Thank you for your kindness last week; it meant the world to me knowing I could take a break to focus on my family.
Working my way up for air…slowly. And writing this email is part of that process, so thank you, readers. (and there will be zero gifs, for once)
So far in my life there have been two occasions on which my younger brother, Matt, has called me on the phone and opened with: “you’ll need to sit down.”
No one ever wants to get phone calls that start out this way.
The first time was in 2010 when that same brother had just learned of his diagnosis of stage 2 testicular cancer. It was like a hard, swift punch in the stomach. I’m beyond grateful to report that he’s had a complete recovery thanks to surgery and chemo. He’s gotten a clean bill of health for well over ten years by now.
The second time was a short two weeks ago on May 31st, at exactly 7:45am, when he called to tell me that our older brother had unexpectedly passed away. An equally immediate yet nuclear bomb-sized punch this time. What?!? When?!? How?!! So many immediate questions.
And raw, searing pain. Some of the worst I’ve ever felt.
Yet in the midst of that suffocating pain, I needed to immediately start making phone calls, plans, and preparations. And, we can’t forget, my youngest son’s high school graduation was the very next day. Timing…ugh.
I’m still unsure how I made it from that life-altering moment Wednesday morning through the graduation celebration, the furious packing, the plane ride to Raleigh, then having to witness my mother’s pain, the plans and preparations for the gatherings, the fervent clean-up of my departed brother’s somewhat (ok, quite) neglected house for the celebration of life…not to mention the constant deep sorrow for my grieving nephews and the two loyal German Shepherds that miss their Papa.
Just so I don’t make this most depressing email ever, I’ll share some observations and reflections I had in the midst of the preparing and cleaning process at my brother’s home. I seek to find nuggets of hope and lessons for the future.
First of all, as we swarmed the rooms stash-tidying, decluttering, and deep-cleaning, my tried-and-true mantra of WE ARE BETTER TOGETHER was like a comforting safety net throughout every piece of this process. Magical strength came when I had none. Friends and family are worth their weight in gold and bitcoin!

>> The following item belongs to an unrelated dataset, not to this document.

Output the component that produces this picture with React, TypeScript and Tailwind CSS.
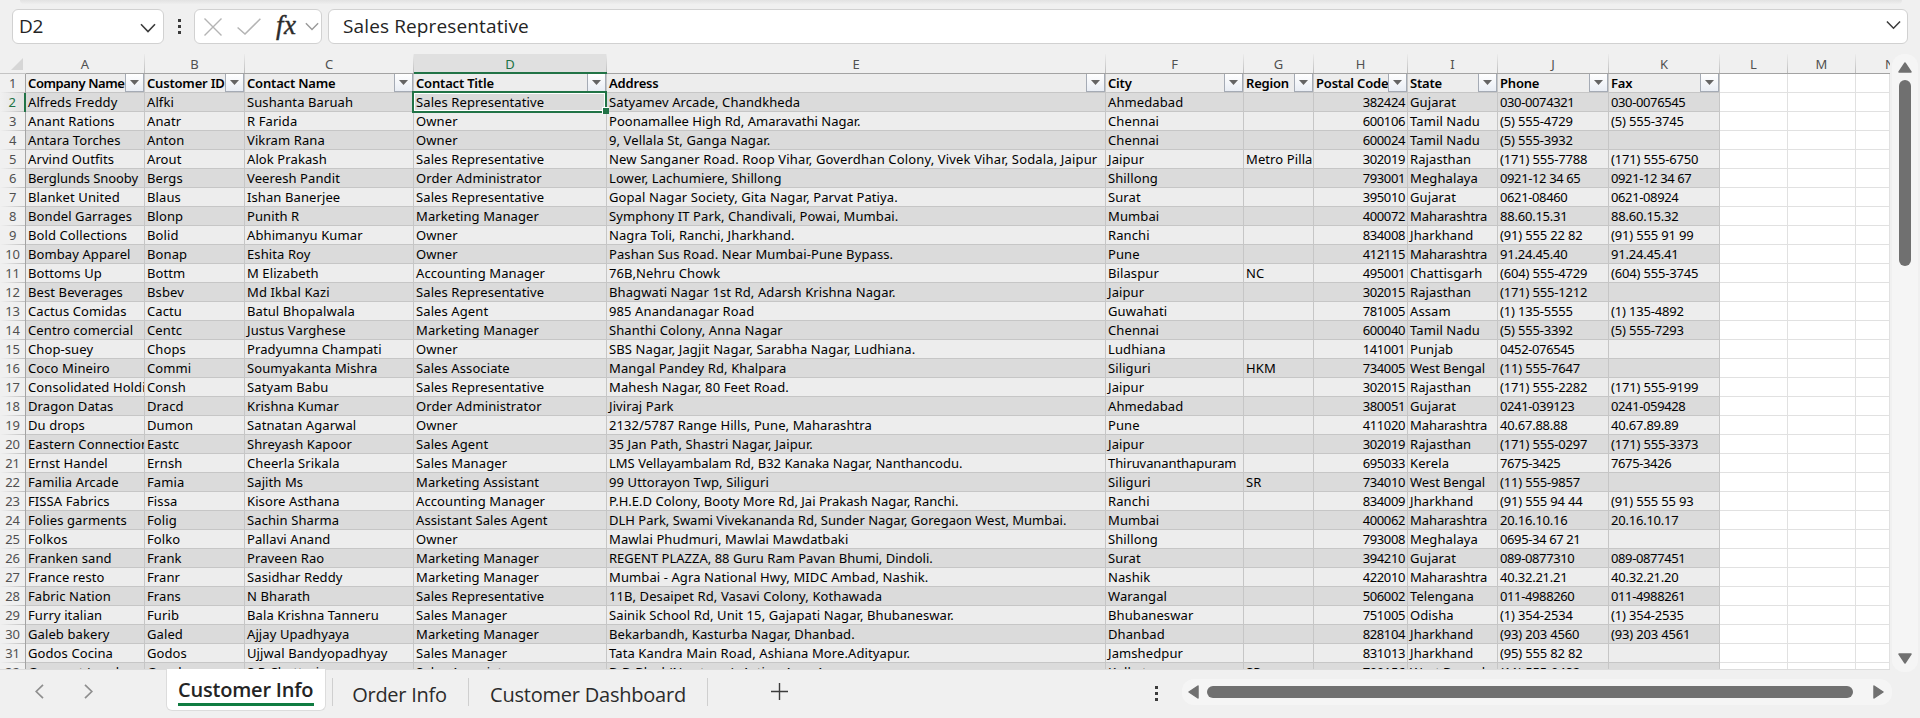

Secondly, as we were making such a swift and incredible difference in a short period of time, I kept wishing that Mike could have been able to enjoy how great it looked. For sure it would’ve given him a real lift! His mobility was greatly reduced about ten years ago and he lost the ability to do too much physically around his house, so it showed in the state of the house.
With his medical issues, it had been over a decade since he’d been up in his own attic and I’m certain that Mike knew it was full of long-ago stashed stuff that needed to come down, but it was a daunting task. And therefore, left to the dust and attic heat for years.
Can we say major ENERGY LEAK??
So what did we do? We offered food to my nephews’ friends to come help us unload that dustbowl of an attic! We bought a big ol’ dumpster bag and in a matter of a few hours, that attic was EMPTY! Can you imagine how great that would’ve made my brother feel? Plus it wasn’t all garbage! We found family archival documents and decades old memorabilia that we all would’ve enjoyed looking at together. I kept having these feelings of “if only…”
And lastly, we found so much PAPER: OMG. So many old bills, old business files, old memorabilia. We found BOXES and BOXES in the attic that were the perfect playground for silverfish and epic layers of dust. Most of the paper is utterly useless and ready for the shredder.
What we did not find, and still have not, is a will, in any form.
NO WILL AT ALL.
If I hadn’t already decided to get mine and my husband’s financial papers fully and 100% organized this summer, this would’ve done it. (We do have wills, but we have updates that are needed)
Public service announcement: do your will. Don’t do this to your family. It’s irresponsible.
You know I love to hear back from you, so this time, let me know that you have a will, or have clear plans to get it done.
It’s an energy leak that you must take care of.
Thanks for walking this with me, readers. I treasure you!